Highlights & Insights¶

Paradigm Innovation: Successfully transfers the "pre-training + RLHF" paradigm from the LLM domain to multi-task RL diffusion planners, extracting value even from low-quality data.
Ingenious BC Regularization Design: Uses recent optimal experiences to approximate the target policy, which simultaneously prevents forgetting and guides exploration, outperforming KL/PL regularization.
High Data Efficiency: Achieves 59.26% success with only 100k steps of fine-tuning, with virtually no performance drop.
Pre-training without Reward Labels: Lowers the barrier and cost of multi-task data collection.
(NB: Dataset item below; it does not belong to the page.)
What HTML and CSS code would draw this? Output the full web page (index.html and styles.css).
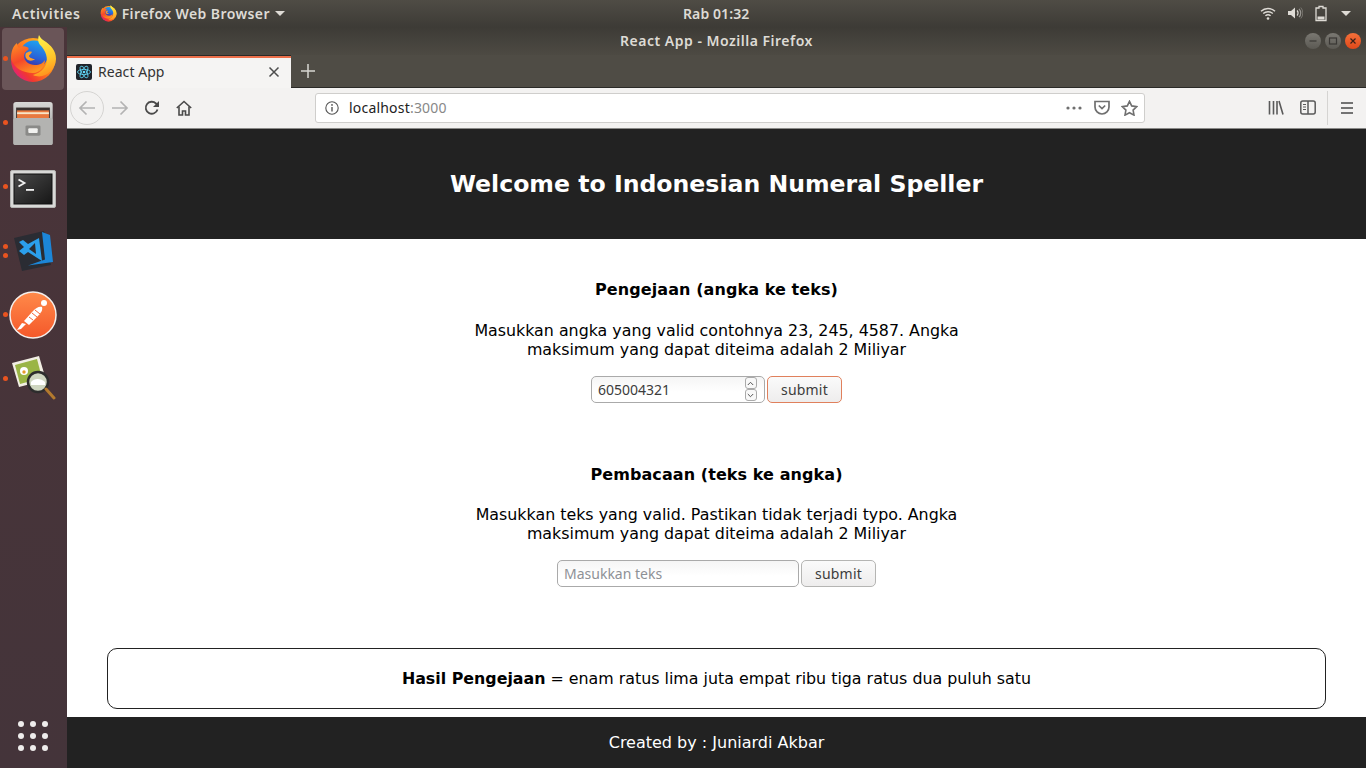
FILE: index.html
```html
<!DOCTYPE html>
<html lang="id">
<head>
<meta charset="utf-8">
<title>React App</title>
<link rel="stylesheet" href="styles.css">
</head>
<body>
<svg class="defs" width="0" height="0" aria-hidden="true">
  <defs>
    <linearGradient id="ffo" x1="0.9" y1="0.2" x2="0.15" y2="0.9"><stop offset="0" stop-color="#ffb71f"/><stop offset="0.45" stop-color="#ff7a1e"/><stop offset="0.8" stop-color="#f2382f"/><stop offset="1" stop-color="#e0207a"/></linearGradient>
    <linearGradient id="ffb" x1="0.7" y1="0" x2="0.4" y2="1"><stop offset="0" stop-color="#1fa6f0"/><stop offset="0.6" stop-color="#2a62d8"/><stop offset="1" stop-color="#40289c"/></linearGradient>
    <linearGradient id="ffy" x1="0.4" y1="0" x2="0.6" y2="1"><stop offset="0" stop-color="#fff24a"/><stop offset="0.6" stop-color="#ffc52a"/><stop offset="1" stop-color="#ff8f1e"/></linearGradient>
    <linearGradient id="ffr" x1="0.2" y1="0" x2="0.7" y2="1"><stop offset="0" stop-color="#ff8a24"/><stop offset="0.5" stop-color="#f5482a"/><stop offset="1" stop-color="#ff9a20"/></linearGradient>
    <symbol id="firefox" viewBox="0 0 48 48">
      <circle cx="24" cy="25" r="22" fill="url(#ffo)"/>
      <circle cx="25" cy="19.500" r="14" fill="url(#ffb)"/>
      <path d="M30 0C28 6 30 9 33 12C38 18 40 27 35 33C32 37 27 39 24 40C34 45 47 36 47 24C47 15 41 10 37 7C34 5 31 3 30 0z" fill="url(#ffy)"/>
      <path d="M2 24C2 16 4 11 8 8C8 11 9 12 10 13C13 11 15 11 18 12C20 13 20 14 19 15C17 16 15 18 15 21C15 26 20 30 26 30C31 30 34 28 36 25C36 31 31 38 24 38C14 38 5 33 2 24z" fill="url(#ffr)"/>
      <path d="M17 18c2-1 4-2 6-1-1 2-3 3-3 4s3 3 6 3c-2 2-5 2-7 1-3-2-3-5-2-7z" fill="#ff9d2a"/>
    </symbol>
  </defs>
</svg>

<header class="topbar">
  <div class="topbar-left">
    <span class="activities">Activities</span>
    <span class="appmenu">
      <svg class="appmenu-icon" width="17" height="17"><use href="#firefox"/></svg>
      <span>Firefox Web Browser</span>
      <i class="caret"></i>
    </span>
  </div>
  <div class="clock">Rab 01:32</div>
  <div class="tray">
    <svg width="16" height="16" viewBox="0 0 16 16" fill="none" stroke="#dedbd5" stroke-width="1.4"><path d="M1 6.3a10 10 0 0 1 14 0"/><path d="M3.2 8.6a7 7 0 0 1 9.600 0"/><path d="M5.400 10.800a4 4 0 0 1 5.200 0"/><circle cx="8" cy="13.500" r="1.300" fill="#dedbd5" stroke="none"/></svg>
    <svg width="16" height="16" viewBox="0 0 16 16" fill="none"><path d="M1 6h3l4-3.500v11L4 10H1z" fill="#dedbd5"/><path d="M10 5.500a3.500 3.500 0 0 1 0 5" stroke="#dedbd5" stroke-width="1.200"/><path d="M12 3.800a6 6 0 0 1 0 8.400" stroke="#9c9a94" stroke-width="1.200"/><path d="M13.800 2.500a8.500 8.500 0 0 1 0 11" stroke="#77756f" stroke-width="1"/></svg>
    <svg width="14" height="17" viewBox="0 0 14 17" fill="none"><path d="M5 1.500h4v1.500h3v12.500H2V3h3z" stroke="#dedbd5" stroke-width="1.300"/><rect x="3.500" y="11.500" width="7" height="3" fill="#dedbd5"/></svg>
    <i class="caret tray-caret"></i>
  </div>
</header>

<div class="desktop">
  <nav class="dock">
    <div class="dock-item is-active"><i class="dot"></i>
      <svg width="48" height="48"><use href="#firefox"/></svg>
    </div>
    <div class="dock-item"><i class="dot"></i>
      <svg width="42" height="45" viewBox="0 0 44 48">
        <defs><linearGradient id="cab" x1="0" y1="0" x2="0" y2="1"><stop offset="0" stop-color="#d8d8d6"/><stop offset="1" stop-color="#8e8e8c"/></linearGradient></defs>
        <rect x="1" y="1" width="42" height="46" rx="3" fill="url(#cab)"/>
        <rect x="4" y="7" width="36" height="12" fill="#3a3230"/>
        <rect x="5" y="10" width="34" height="9" fill="#e8793f"/>
        <rect x="5" y="12" width="34" height="2" fill="#f7e6c8"/>
        <rect x="1" y="18" width="42" height="29" rx="2" fill="#b3b3b1"/>
        <rect x="14" y="26" width="16" height="11" rx="1.500" fill="#8a8a88"/>
        <rect x="17" y="29" width="10" height="5" rx="1" fill="#f1f1ef"/>
      </svg>
    </div>
    <div class="dock-item dock-terminal"><i class="dot"></i>
      <svg width="46" height="38" viewBox="0 0 46 38">
        <defs><linearGradient id="term" x1="0" y1="0" x2="1" y2="1"><stop offset="0" stop-color="#4a4a4a"/><stop offset="1" stop-color="#161616"/></linearGradient></defs>
        <rect x="0.500" y="0.500" width="45" height="37" rx="1.500" fill="#d9d9d7" stroke="#b5b5b3"/>
        <rect x="4" y="4" width="38" height="30" fill="url(#term)" stroke="#111"/>
        <path d="M8.500 9.500l6 3.500-6 3.500" fill="none" stroke="#f2f2f2" stroke-width="1.800"/>
        <rect x="16" y="19" width="8" height="1.800" fill="#f2f2f2"/>
      </svg>
    </div>
    <div class="dock-item"><i class="dot"></i><i class="dot dot-second"></i>
      <svg width="44" height="44" viewBox="0 0 44 44">
        <path d="M3 9l30-7 7 34-29 6z" fill="#2a2c33"/>
        <path d="M31 3l8 3 3 27-25 3.500 17-6z" fill="#1c86d8"/>
        <path d="M28 9l3 23-14-9-4 3-5-4 5-4-5-5 4-2 5 4z" fill="#2b9fec"/>
        <path d="M24 14l1 11-7-5z" fill="#2a2c33"/>
      </svg>
    </div>
    <div class="dock-item"><i class="dot"></i>
      <svg width="48" height="48" viewBox="0 0 48 48">
        <defs><linearGradient id="pm" x1="0.500" y1="0" x2="0.500" y2="1"><stop offset="0" stop-color="#ff8a4a"/><stop offset="1" stop-color="#f4582a"/></linearGradient></defs>
        <circle cx="24" cy="24" r="23" fill="url(#pm)" stroke="#f4efec" stroke-width="1.500"/>
        <circle cx="35" cy="12" r="3" fill="#fff"/>
        <path d="M33 16c1 3-1 6-5 10l-8 8-5-4 9-10c3-3 6-5 9-4z" fill="#fff"/>
        <path d="M17 33l-5 5-4 1 5-7z" fill="#fff"/>
        <path d="M26 19l5 4M23 22l5 4M20 26l4 3" stroke="#f4663a" stroke-width="1"/>
      </svg>
    </div>
    <div class="dock-item"><i class="dot"></i>
      <svg width="46" height="48" viewBox="0 0 46 48">
        <path d="M2 8l27-7 7 24-27 7z" fill="#f2efe4"/>
        <path d="M5 10l22-6 5 19-22 6z" fill="#9ab545"/>
        <circle cx="14" cy="16" r="4" fill="#fff"/><circle cx="14" cy="17" r="1.700" fill="#e89a2a"/>
        <circle cx="28" cy="27" r="10" fill="#cfd6c0" stroke="#2d2d2d" stroke-width="2.500"/>
        <path d="M21 27c3-4 10-4 14 0v3H21z" fill="#fff"/>
        <path d="M36 34l8 9" stroke="#b37a2e" stroke-width="3" stroke-linecap="round"/>
      </svg>
    </div>
    <div class="dock-apps">
      <i></i><i></i><i></i><i></i><i></i><i></i><i></i><i></i><i></i>
    </div>
  </nav>

  <div class="window">
    <div class="titlebar">
      <span class="title">React App - Mozilla Firefox</span>
      <div class="winbtns">
        <span class="winbtn"><svg width="10" height="10" viewBox="0 0 10 10"><path d="M1.500 5h7" stroke="#3a3835" stroke-width="1.200"/></svg></span>
        <span class="winbtn"><svg width="10" height="10" viewBox="0 0 10 10"><rect x="1.500" y="2" width="7" height="6" fill="none" stroke="#3a3835" stroke-width="1.200"/></svg></span>
        <span class="winbtn winbtn-close"><svg width="10" height="10" viewBox="0 0 10 10"><path d="M2.500 2.500l5 5M7.500 2.500l-5 5" stroke="#3a2018" stroke-width="1.200"/></svg></span>
      </div>
    </div>

    <div class="tabstrip">
      <div class="tab">
        <svg class="favicon" width="16" height="16" viewBox="0 0 16 16"><rect width="16" height="16" rx="2" fill="#20232a"/><g fill="none" stroke="#61dafb" stroke-width="0.800"><ellipse cx="8" cy="8" rx="6.500" ry="2.600"/><ellipse cx="8" cy="8" rx="6.500" ry="2.600" transform="rotate(60 8 8)"/><ellipse cx="8" cy="8" rx="6.500" ry="2.600" transform="rotate(120 8 8)"/></g><circle cx="8" cy="8" r="1.300" fill="#61dafb"/></svg>
        <span class="tab-title">React App</span>
        <svg class="tab-close" width="12" height="12" viewBox="0 0 12 12"><path d="M1.500 1.500l9 9M10.500 1.500l-9 9" stroke="#4d4d4d" stroke-width="1.500"/></svg>
      </div>
      <svg class="newtab" width="14" height="14" viewBox="0 0 14 14"><path d="M7 0v14M0 7h14" stroke="#d8d6d1" stroke-width="1.500"/></svg>
    </div>

    <div class="navbar">
      <span class="backbtn"><svg width="18" height="16" viewBox="0 0 18 16" fill="none" stroke="#b3b3b3" stroke-width="1.700"><path d="M17 8H2M8.500 1.500L2 8l6.500 6.500"/></svg></span>
      <svg class="fwd" width="18" height="16" viewBox="0 0 18 16" fill="none" stroke="#b3b3b3" stroke-width="1.700"><path d="M1 8h15M9.500 1.500L16 8l-6.500 6.500"/></svg>
      <svg class="reload" width="16" height="16" viewBox="0 0 16 16" fill="none" stroke="#4a4a4a" stroke-width="1.800"><path d="M13.500 9.500A6 6 0 1 1 12 3.500L14.500 6"/><path d="M15 1v6H9" fill="#4a4a4a" stroke="none"/></svg>
      <svg class="home" width="16" height="16" viewBox="0 0 16 16" fill="none" stroke="#4a4a4a" stroke-width="1.600"><path d="M0.800 8L8 1.500 15.200 8"/><path d="M3 6.500V15h3.500v-4h3v4H13V6.500"/></svg>
      <div class="urlbar">
        <svg class="info" width="14" height="14" viewBox="0 0 14 14" fill="none" stroke="#555"><circle cx="7" cy="7" r="6.200" stroke-width="1.100"/><path d="M7 6v4.500" stroke-width="1.400"/><circle cx="7" cy="3.900" r="0.900" fill="#555" stroke="none"/></svg>
        <span class="url">localhost<span class="url-port">:3000</span></span>
        <svg class="more" width="16" height="4" viewBox="0 0 16 4" fill="#6f6f6f"><circle cx="2" cy="2" r="1.600"/><circle cx="8" cy="2" r="1.600"/><circle cx="14" cy="2" r="1.600"/></svg>
        <svg class="pocket" width="16" height="15" viewBox="0 0 16 15" fill="none" stroke="#6f6f6f" stroke-width="1.700"><path d="M1 1.500h14v5.500a7 7 0 0 1-14 0z"/><path d="M4.800 5.500L8 8.500l3.200-3"/></svg>
        <svg class="star" width="17" height="16" viewBox="0 0 17 16" fill="none" stroke="#6f6f6f" stroke-width="1.600"><path d="M8.500 1.300l2.200 4.600 5 .7-3.600 3.500.9 5-4.500-2.400L4 15.100l.9-5L1.300 6.600l5-.7z"/></svg>
      </div>
      <div class="nav-right">
        <svg class="library" width="16" height="15" viewBox="0 0 16 15" fill="none" stroke="#5a5a5a" stroke-width="1.600"><path d="M1.500 1v13.500M5.500 1v13.500M9 1v13.500M11 1l4 13.500"/></svg>
        <svg width="16" height="15" viewBox="0 0 16 15" fill="none" stroke="#5a5a5a" stroke-width="1.500"><rect x="0.800" y="1" width="14.400" height="13" rx="2"/><path d="M8 1v13" /><path d="M3 4.500h3M3 7h3M3 9.500h3" stroke-width="1"/></svg>
        <i class="nav-sep"></i>
        <svg width="14" height="12" viewBox="0 0 14 12" fill="none" stroke="#4a4a4a" stroke-width="1.700"><path d="M1 1h12M1 6h12M1 11h12"/></svg>
      </div>
    </div>

    <div class="page">
      <header class="hero"><h1>Welcome to Indonesian Numeral Speller</h1></header>
      <main class="content">
        <section class="speller">
          <h2>Pengejaan (angka ke teks)</h2>
          <p>Masukkan angka yang valid contohnya 23, 245, 4587. Angka<br>maksimum yang dapat diteima adalah 2 Miliyar</p>
          <form class="field">
            <span class="number-wrap">
              <input class="input input-number" type="text" value="605004321">
              <span class="spin">
                <span class="spin-btn"><svg width="7" height="5" viewBox="0 0 7 5"><path d="M0.800 4L3.500 1.300 6.200 4" fill="none" stroke="#555"/></svg></span>
                <span class="spin-btn"><svg width="7" height="5" viewBox="0 0 7 5"><path d="M0.800 1L3.500 3.700 6.200 1" fill="none" stroke="#555"/></svg></span>
              </span>
            </span>
            <button class="btn btn-focus" type="button">submit</button>
          </form>
        </section>
        <section class="speller speller-second">
          <h2>Pembacaan (teks ke angka)</h2>
          <p>Masukkan teks yang valid. Pastikan tidak terjadi typo. Angka<br>maksimum yang dapat diteima adalah 2 Miliyar</p>
          <form class="field">
            <input class="input input-text" type="text" placeholder="Masukkan teks">
            <button class="btn" type="button">submit</button>
          </form>
        </section>
        <div class="result"><span><strong>Hasil Pengejaan</strong> = enam ratus lima juta empat ribu tiga ratus dua puluh satu</span></div>
      </main>
      <footer class="footer">Created by : Juniardi Akbar</footer>
    </div>
  </div>
</div>
</body>
</html>
```

FILE: styles.css
```css
* { box-sizing: border-box; }
html, body { margin: 0; height: 100%; overflow: hidden; }
body {
  width: 1366px;
  height: 768px;
  display: flex;
  flex-direction: column;
  font-family: "DejaVu Sans", sans-serif;
  background: #fff;
}
.defs { display: block; height: 0; }
svg { display: block; flex: none; }

/* GNOME top bar */
.topbar {
  height: 27px;
  flex: none;
  display: grid;
  grid-template-columns: 671px auto 1fr;
  align-items: center;
  padding: 0 0 1px 12px;
  background: linear-gradient(#4f4c45, #3d3b36);
  color: #dedbd5;
  font-family: "Noto Sans", sans-serif;
  font-size: 14px;
  font-weight: 600;
}
.topbar-left { display: flex; align-items: center; gap: 19px; }
.activities { letter-spacing: 0.62px; }
.appmenu { display: flex; align-items: center; gap: 5px; letter-spacing: 0.42px; }
.caret {
  display: block;
  width: 0;
  height: 0;
  border: 5px solid transparent;
  border-top: 5px solid #dedbd5;
  border-bottom: 0;
}
.clock { font-size: 14px; letter-spacing: 0.1px; }
.tray { display: flex; align-items: center; justify-content: flex-end; gap: 11px; padding-right: 15px; }
.tray-caret { margin-left: 2px; }

.desktop { flex: 1; display: flex; min-height: 0; }

/* Dock */
.dock {
  width: 67px;
  flex: none;
  display: flex;
  flex-direction: column;
  background: linear-gradient(#4a3439, #44343a);
}
.dock-item {
  position: relative;
  height: 64px;
  flex: none;
  display: flex;
  align-items: center;
  justify-content: center;
  padding-right: 1px;
}
.dock-terminal { padding-top: 4px; }
.dock-item.is-active::before {
  content: "";
  position: absolute;
  inset: 1px 3px 1px 2px;
  background: #6a5558;
  border-radius: 4px;
}
.dock-item svg { position: relative; }
.dot {
  position: absolute;
  left: 3px;
  top: 50%;
  width: 5px;
  height: 5px;
  margin-top: -3px;
  border-radius: 50%;
  background: #e95420;
}
.dot-second { margin-top: 2px; }
.dock-item:nth-child(4) .dot:first-child { margin-top: -7px; }
.dock-apps {
  margin-top: auto;
  margin-bottom: 17px;
  margin-left: 18px;
  display: grid;
  grid-template-columns: repeat(3, 6px);
  gap: 6px;
}
.dock-apps i { width: 6px; height: 6px; border-radius: 50%; background: #efedec; }

/* Firefox window */
.window { flex: 1; min-width: 0; display: flex; flex-direction: column; }
.titlebar {
  height: 28px;
  flex: none;
  position: relative;
  display: flex;
  align-items: center;
  justify-content: center;
  padding-bottom: 2px;
  background: linear-gradient(#3d3b36, #4d4a43);
  color: #dedbd5;
  font-family: "Noto Sans", sans-serif;
  font-size: 14px;
  font-weight: 600;
}
.title { letter-spacing: 0.5px; }
.winbtns { position: absolute; right: 5px; top: 6px; display: flex; gap: 4px; }
.winbtn {
  width: 16px;
  height: 16px;
  border-radius: 50%;
  background: linear-gradient(#7a7872, #5b5953);
  display: flex;
  align-items: center;
  justify-content: center;
}
.winbtn-close { background: linear-gradient(#f4703a, #e0481a); }

.tabstrip {
  height: 33px;
  flex: none;
  display: flex;
  align-items: center;
  background: #4f4c45;
  border-bottom: 1px solid #2b2a27;
}
.tab {
  width: 224px;
  height: 32px;
  margin-top: 1px;
  flex: none;
  display: flex;
  align-items: center;
  padding: 0 11px 2px 9px;
  background: #f5f4f3;
  border-top: 2px solid #ec6f4a;
  box-shadow: 0 -1px 0 #2b2a27;
}
.tab-title {
  margin-left: 6px;
  flex: 1;
  font-family: "Noto Sans", sans-serif;
  font-size: 14px;
  letter-spacing: 0.05px;
  color: #333;
}
.newtab { margin-left: 10px; }

.navbar {
  height: 41px;
  flex: none;
  display: flex;
  align-items: center;
  padding: 0 12px 1px 3px;
  background: #f3f2f1;
  border-bottom: 1px solid #8a8a88;
}
.backbtn {
  width: 34px;
  height: 34px;
  flex: none;
  border-radius: 50%;
  border: 1px solid #d5d4d2;
  display: flex;
  align-items: center;
  justify-content: center;
}
.fwd { margin-left: 7px; }
.reload { margin-left: 15px; }
.home { margin-left: 16px; }
.urlbar {
  width: 830px;
  height: 30px;
  margin-left: 123px;
  flex: none;
  display: flex;
  align-items: center;
  padding: 0 6px 0 9px;
  background: #fff;
  border: 1px solid #cfcecc;
  border-radius: 3px;
}
.url {
  flex: 1;
  margin-left: 10px;
  font-family: "Noto Sans", sans-serif;
  font-size: 14px;
  letter-spacing: 0.2px;
  color: #222;
}
.url-port { color: #888; }
.pocket { margin-left: 12px; }
.star { margin-left: 11px; }
.nav-right { margin-left: auto; display: flex; align-items: center; gap: 15px; }
.library { margin-right: 1px; }
.nav-sep { display: block; width: 1px; height: 34px; background: #d5d4d2; margin: 0 -3px 0 -4px; }

/* React page */
.page { flex: 1; min-height: 0; display: flex; flex-direction: column; background: #fff; color: #000; }
.hero {
  height: 110px;
  flex: none;
  display: flex;
  align-items: center;
  justify-content: center;
  background: #222;
}
.hero h1 { margin: 0; font-size: 23.6px; font-weight: 700; color: #fff; }
.content { flex: 1; min-height: 0; display: flex; flex-direction: column; align-items: center; padding-top: 41px; }
.speller { text-align: center; font-size: 15.85px; line-height: 19px; }
.speller-second { margin-top: 62px; }
.speller h2 { margin: 0; font-size: 16px; line-height: 19px; font-weight: 700; letter-spacing: 0.08px; }
.speller p { margin: 22px 0 0; }
.speller-second p { margin-top: 21px; }
.field { margin-top: 17px; display: flex; justify-content: center; gap: 2px; }
.input {
  height: 27px;
  border: 1px solid #aaa;
  border-radius: 5px;
  padding: 0 6px;
  background: linear-gradient(#f5f5f5, #fff 60%);
  font-family: "Noto Sans", sans-serif;
  font-size: 14px;
  color: #3c3c3c;
  outline: none;
}
.input::placeholder { color: #8e9196; opacity: 1; }
.number-wrap { position: relative; display: block; }
.input-number { width: 174px; display: block; }
.input-text { width: 242px; }
.spin { position: absolute; right: 8px; top: 1px; display: flex; flex-direction: column; gap: 0; }
.spin-btn {
  width: 12px;
  height: 12px;
  border: 1px solid #aaa;
  border-radius: 3px;
  background: #f8f8f8;
  display: flex;
  align-items: center;
  justify-content: center;
}
.btn {
  height: 27px;
  width: 75px;
  padding: 0;
  border: 1px solid #b5b5b3;
  border-radius: 5px;
  background: linear-gradient(#fafafa, #eeeded);
  font-family: "Noto Sans", sans-serif;
  font-size: 14px;
  letter-spacing: 0.2px;
  color: #3c3c3c;
}
.btn-focus { border-color: #e0805c; }
.result {
  margin-top: 61px;
  width: 1219px;
  height: 61px;
  display: flex;
  align-items: center;
  justify-content: center;
  border: 1px solid #222;
  border-radius: 10px;
  font-size: 15.85px;
}
.footer {
  height: 51px;
  flex: none;
  display: flex;
  align-items: center;
  justify-content: center;
  background: #222;
  color: #fff;
  font-size: 16px;
}
```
Limitations & Future Work¶

Validation Only in Simulation: Both Meta-World and Adroit are simulated environments; the method has not been tested on physical robots.
Online Fine-Tuning Still Requires Environment Interaction: Each downstream task requires an online RL environment, and the sim-to-real gap for physical deployment is not discussed.
Questionable Classification: The paper actually focuses on RL planning rather than image generation; the current categorization under image_generation might be inaccurate.
Scalability to be Verified: The scale of 50 tasks is limited; performance on larger-scale task sets (e.g., hundreds of tasks) remains unknown.
Computational Cost of Denoising Steps $K$: PPO fine-tuning requires computing the importance ratio for each denoising step, resulting in significant computational overhead when $K$ is large.

Rating¶

Novelty: ⭐⭐⭐⭐ — The first systematic exploration of the pre-training + RL fine-tuning paradigm on diffusion planners; the BC regularization design is innovative.
Experimental Thoroughness: ⭐⭐⭐⭐ — Comprehensive evaluations on 50 tasks with various baselines and thorough ablation studies, though it lacks physical robot verification.
Writing Quality: ⭐⭐⭐⭐ — Clear structure, solid mathematical derivations, and a standardized notation system.
Value: ⭐⭐⭐⭐ — Provides a viable pathway for training multi-task agents driven by low-quality data.